Predictive models are full of perilous traps for the uninitiated. With the ease of use of some modeling tools like JMP or SAS, you can literally point and click your way into a predictive model. These models will give you results. And a lot of times, the results are good. But how do you measure the goodness of the results?
I will be doing a series of lessons on model evaluation. This is one of the more difficult concepts for many to grasp, as some of it may seem subjective. In this lesson I will be covering feedback loops and showing how they can sometimes improve, and other times destroy, a model.
What is a feedback loop?
A feedback loop in modeling is where the results of the model are somehow fed back into the model (sometimes intentionally, other times not). One simple example might be an ad placement model.
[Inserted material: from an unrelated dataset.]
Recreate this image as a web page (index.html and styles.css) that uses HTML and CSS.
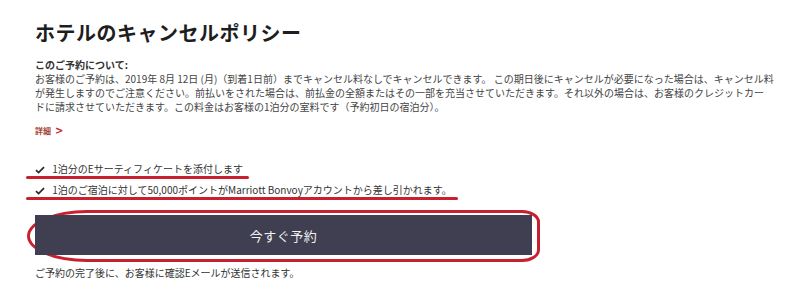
FILE: index.html
```html
<!DOCTYPE html>
<html lang="ja">
<head>
	<meta charset="UTF-8">
	<title>ホテルのキャンセルポリシー</title>
	<link rel="stylesheet" href="styles.css">
</head>
<body>
	<div id="policy">
		<h1 class="title">ホテルのキャンセルポリシー</h1>

		<div class="about">
			<p class="about-head">このご予約について:</p>
			<p class="about-text">お客様のご予約は、2019年 8月 12日 (月)（到着1日前）までキャンセル料なしでキャンセルできます。 この期日後にキャンセルが必要になった場合は、キャンセル料<br>が発生しますのでご注意ください。前払いをされた場合は、前払金の全額またはその一部を充当させていただきます。それ以外の場合は、お客様のクレジットカー<br>ドに請求させていただきます。この料金はお客様の1泊分の室料です（予約初日の宿泊分）。</p>
		</div>

		<a class="more" href="#">詳細<span class="arrow">&gt;</span></a>

		<ul class="perks">
			<li><span class="mark">
				<svg class="check" width="10" height="8" viewBox="0 0 10 8"><path d="M1 4.2 L3.6 6.6 L9 1.2" fill="none" stroke="#2b2b2b" stroke-width="1.8"/></svg>
				1泊分のEサーティフィケートを添付します</span></li>
			<li><span class="mark">
				<svg class="check" width="10" height="8" viewBox="0 0 10 8"><path d="M1 4.2 L3.6 6.6 L9 1.2" fill="none" stroke="#2b2b2b" stroke-width="1.8"/></svg>
				1泊のご宿泊に対して50,000ポイントがMarriott Bonvoyアカウントから差し引かれます。</span></li>
		</ul>

		<div class="book">
			<button class="book-btn">今すぐ予約</button>
		</div>

		<p class="note">ご予約の完了後に、お客様に確認Eメールが送信されます。</p>
	</div>
</body>
</html>
```

FILE: styles.css
```css
body{margin: 0; background: #fff; color: #333; font-family: "Noto Sans CJK JP", "Liberation Sans", sans-serif;}
p, h1, ul{margin: 0; padding: 0;}
ul{list-style: none;}
#policy{padding: 19px 0 0 35px; width: 760px;}
.title{font-size: 20px; line-height: 28px; font-weight: bold; color: #1e1e1e; letter-spacing: 0.5px;}
.about{margin-top: 11px; font-size: 10px; line-height: 14px; white-space: nowrap;}
.about-head{font-weight: bold; color: #333;}
.about-text{color: #444;}
.more{display: inline-block; margin-top: 10px; font-size: 8px; line-height: 14px; font-weight: bold; color: #a6463c; text-decoration: none;}
.more .arrow{margin-left: 4px; font-size: 10px; color: #c0283a; font-family: "DejaVu Sans", sans-serif;}
.perks{margin-top: 19px; font-size: 10px; line-height: 21px; color: #333;}
.mark{display: inline-block; position: relative; white-space: nowrap;}
.mark::after{content: ""; position: absolute; left: -9px; right: -6px; bottom: 0; height: 3px; border-radius: 2px; background: #c8202e;}
.check{margin-right: 5px; vertical-align: -1px;}
.book{margin-top: 15px; width: 497px; position: relative;}
.book::before{content: ""; position: absolute; left: -8px; right: -8px; top: -5px; bottom: -7px; border: 3px solid #c8202e; border-radius: 60px 18px 18px 60px / 26px 12px 12px 26px;}
.book-btn{display: block; width: 100%; height: 40px; border: none; background: #403e51; color: #f2f2f2; font-size: 13px; font-family: inherit; letter-spacing: 0.5px; position: relative;}
.note{margin-top: 11px; font-size: 10px; line-height: 14px; color: #333;}
```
Imagine you built a model determining where on a page to place an ad based on the webpage visitor. When a visitor in group A sees an ad on the left margin, he clicks on it. This click is fed back into the model, meaning left margin placement will have more weight when selecting where to place the ad when another group A visitor comes to your page.
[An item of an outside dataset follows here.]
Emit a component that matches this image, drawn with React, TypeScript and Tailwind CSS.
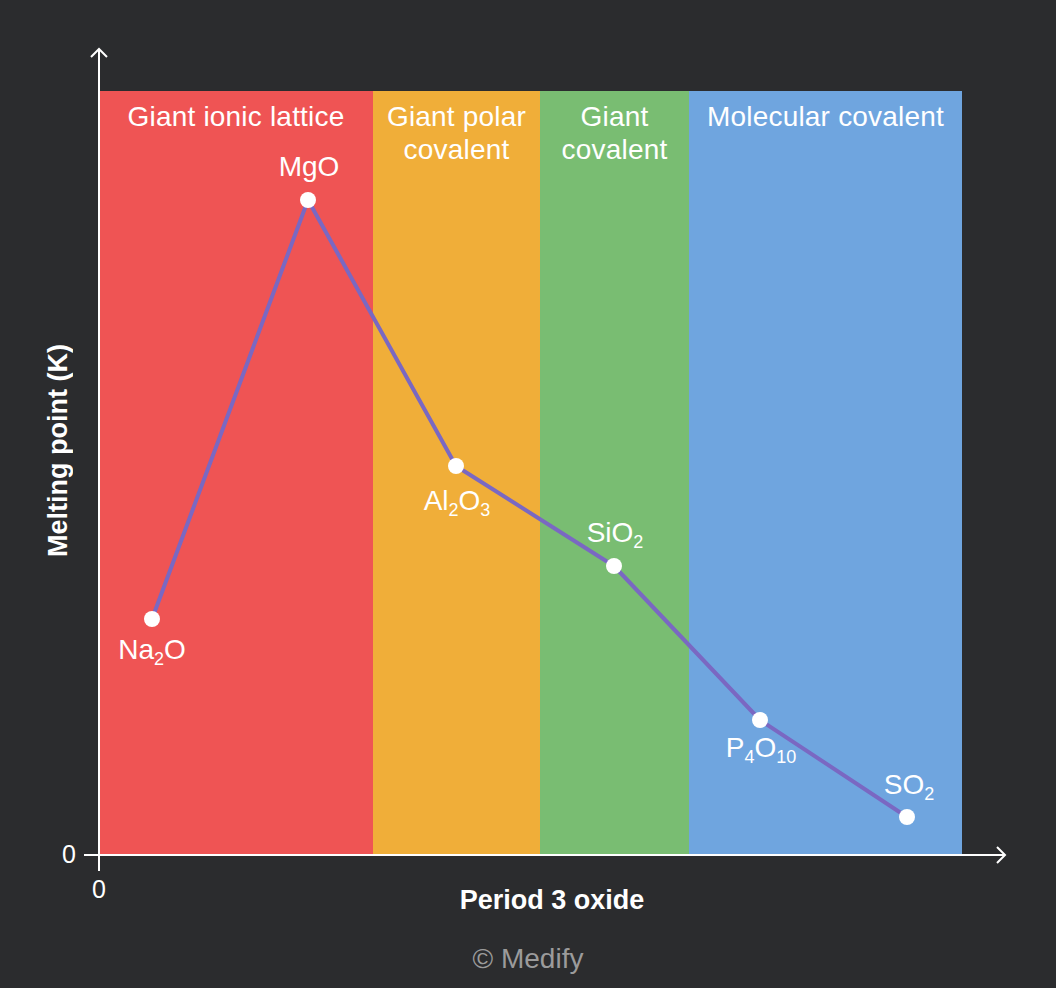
import React from "react";

const Sub = ({ children }: { children: React.ReactNode }) => (
  <span className="relative top-[6px] text-[18px] leading-none">{children}</span>
);

const points: [number, number][] = [
  [152, 619],
  [308, 200],
  [456, 466],
  [614, 566],
  [760, 720],
  [907, 817],
];

const labels: { cls: string; content: React.ReactNode }[] = [
  { cls: "left-[53px] top-[543px]", content: <>Na<Sub>2</Sub>O</> },
  { cls: "left-[210px] top-[60px]", content: <>MgO</> },
  { cls: "left-[358px] top-[394px]", content: <>Al<Sub>2</Sub>O<Sub>3</Sub></> },
  { cls: "left-[516px] top-[426px]", content: <>SiO<Sub>2</Sub></> },
  { cls: "left-[662px] top-[641px]", content: <>P<Sub>4</Sub>O<Sub>10</Sub></> },
  { cls: "left-[810px] top-[678px]", content: <>SO<Sub>2</Sub></> },
];

const bands = [
  { cls: "w-[274px] bg-[#ef5454]", lines: ["Giant ionic lattice"] },
  { cls: "w-[167px] bg-[#f0ae39]", lines: ["Giant polar", "covalent"] },
  { cls: "w-[149px] bg-[#79bd72]", lines: ["Giant", "covalent"] },
  { cls: "w-[273px] bg-[#6fa5df]", lines: ["Molecular covalent"] },
];

export default function App() {
  return (
    <div className="relative w-[1056px] h-[988px] overflow-hidden bg-[#2b2c2e] text-white font-['Liberation_Sans',Arial,sans-serif]">
      <div className="flex pt-[91px]">
        <div className="flex w-[99px] shrink-0 items-center justify-center pl-[18px] pb-[45px]">
          <span className="rotate-180 whitespace-nowrap text-[27px] font-bold leading-none [writing-mode:vertical-rl]">
            Melting point (K)
          </span>
        </div>
        <div className="relative flex h-[763px] w-[863px]">
          {bands.map((b, i) => (
            <div key={i} className={`${b.cls} shrink-0 pt-[9px] text-center text-[28px] leading-[33px] tracking-[0.2px]`}>
              {b.lines.map((l, j) => (
                <div key={j} className="whitespace-nowrap">{l}</div>
              ))}
            </div>
          ))}
          {labels.map((l, i) => (
            <div
              key={i}
              className={`absolute ${l.cls} -translate-x-1/2 whitespace-nowrap text-[28px] leading-[32px]`}
            >
              {l.content}
            </div>
          ))}
        </div>
      </div>
      <div className="pt-[30px] pl-[48px] text-center text-[27px] font-bold leading-[32px]">Period 3 oxide</div>
      <div className="pt-[27px] text-center text-[28px] leading-[32px] text-[#9b9b9b]">© Medify</div>

      <svg className="pointer-events-none absolute left-0 top-0" width="1056" height="988">
        <line x1="99" y1="49" x2="99" y2="871" stroke="#ffffff" strokeWidth="2" />
        <polyline points="91,57 99,49 107,57" fill="none" stroke="#ffffff" strokeWidth="2" />
        <line x1="84" y1="855" x2="1005" y2="855" stroke="#ffffff" strokeWidth="2" />
        <polyline points="997,847 1005,855 997,863" fill="none" stroke="#ffffff" strokeWidth="2" />
        <polyline
          points={points.map((p) => p.join(",")).join(" ")}
          fill="none"
          stroke="#7a68c2"
          strokeWidth="4"
          strokeLinejoin="round"
        />
        {points.map(([x, y], i) => (
          <circle key={i} cx={x} cy={y} r="8" fill="#ffffff" />
        ))}
        <text x="69" y="863" textAnchor="middle" fill="#ffffff" fontSize="25" fontFamily="Liberation Sans, Arial, sans-serif">
          0
        </text>
        <text x="99" y="898" textAnchor="middle" fill="#ffffff" fontSize="25" fontFamily="Liberation Sans, Arial, sans-serif">
          0
        </text>
      </svg>
    </div>
  );
}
This is good, and in this case – intentional. The model is constantly retraining itself using a feedback loop.
When feedback loops go bad…
Gaming the system.
Build a better mousetrap.. the mice get smarter.
Imagine a predictive model developed to determine entrance into a university. Let’s say when you initially built the model, you discovered that students who took German in high school seemed to be better students overall. Now as we all know, correlation is not causation. Perhaps this was just a blip in your data set, or maybe it was just the language most commonly offered at the better high schools. The truth is, you don’t actually know.
How can this be a problem?
Competition to get into universities (especially highly sought after universities) is fierce to say the least. There are entire industries designed to help students get past the admissions process. These industries use any insider knowledge they can glean, and may even try reverse engineering the admissions algorithm.
The result – a feedback loop
These advisers will learn that taking German greatly increases a student’s chance of admission at this imaginary university. Soon they will be advising prospective students (and their parents) who otherwise would not have any chance of being accepted into your school, to sign up for German classes. Well now you have a bunch of students, who may no longer be the best fit, making their way past your model.
What to do?
Feedback loops can be tough to anticipate, so one method to guard against them is to retrain your model every once in a while. I even suggest retooling the model (removing some factors in an attempt to determine if a rogue factor – i.e. German class, is holding too much weight in your model).
And always keep in mind that these models are just that – models. They are not fortune tellers. Their accuracy should constantly be criticized and methods questioned. Because while ad clicks or college admissions are one thing, policing and criminal sentencing algorithms run the risk of being much more harmful.
Left unchecked, the feedback loop of a predictive criminal activity model in any large city in the United States will almost always teach the computer to emulate the worst of human behavior – racism, sexism, and class discrimination.
Since minority males from poor neighborhoods dis-proportionally make up our current prison population, any model that takes race, sex, and economic status into account will inevitably determine a 19 year old black male from a poor neighborhood is a criminal. We will have then violated the basic tenant of our justice system – innocent until proven guilty.